The forgetfulness of the goddess cost Tithonus the torment of an ageing without return.

Suicide has its influence on Catholicism, something that the Church paradoxically denies, as being the doctrine of death itself.

The Church does not accept the view of the French-Algerian Albert Camus, who considered it to be a lucid and intellectual self-determination in its existential confrontation with the absurdity of the world.

And the young man in question, opted for this method when he discovered, that it had become transformed into an aesthetic need through living in a country that offered him neither present nor future.

Socrates the Athenian philosopher was forced to commit suicide by the owners of life and power, as they have always done with original thought throughout history.

And he did it with a cup of the poison hemlock in front of his pupils, because he had replaced dogmatic belief by the scientific method of reason… And the teacher drank it without blinking.

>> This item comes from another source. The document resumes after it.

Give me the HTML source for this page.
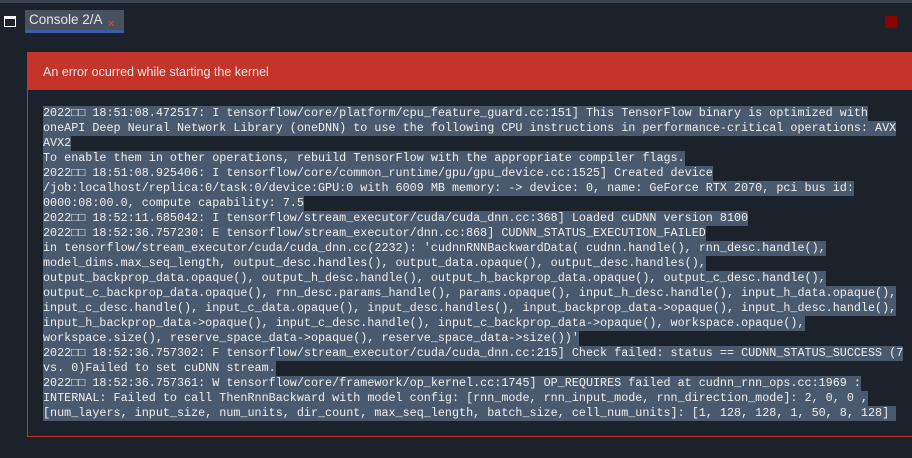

Nowadays in Colombia, the Virgin appears every day, but people also vanish, as in a medieval circus of black magic.

People are forced to do it when the capitalist state marginalises, kills, or leaves them unemployed, staring at the clouds. That is what it did some years ago, for instance with the Telecom employees. “You did well to kill yourself!” Julio Flórez said in a letter to José Asunción Silva, on the day of his death, when his enemies the traders and priests threw his body onto a rubbish tip near Bogota.

Today, I say the same to the young student with the name of the writer, who committed suicide this morning.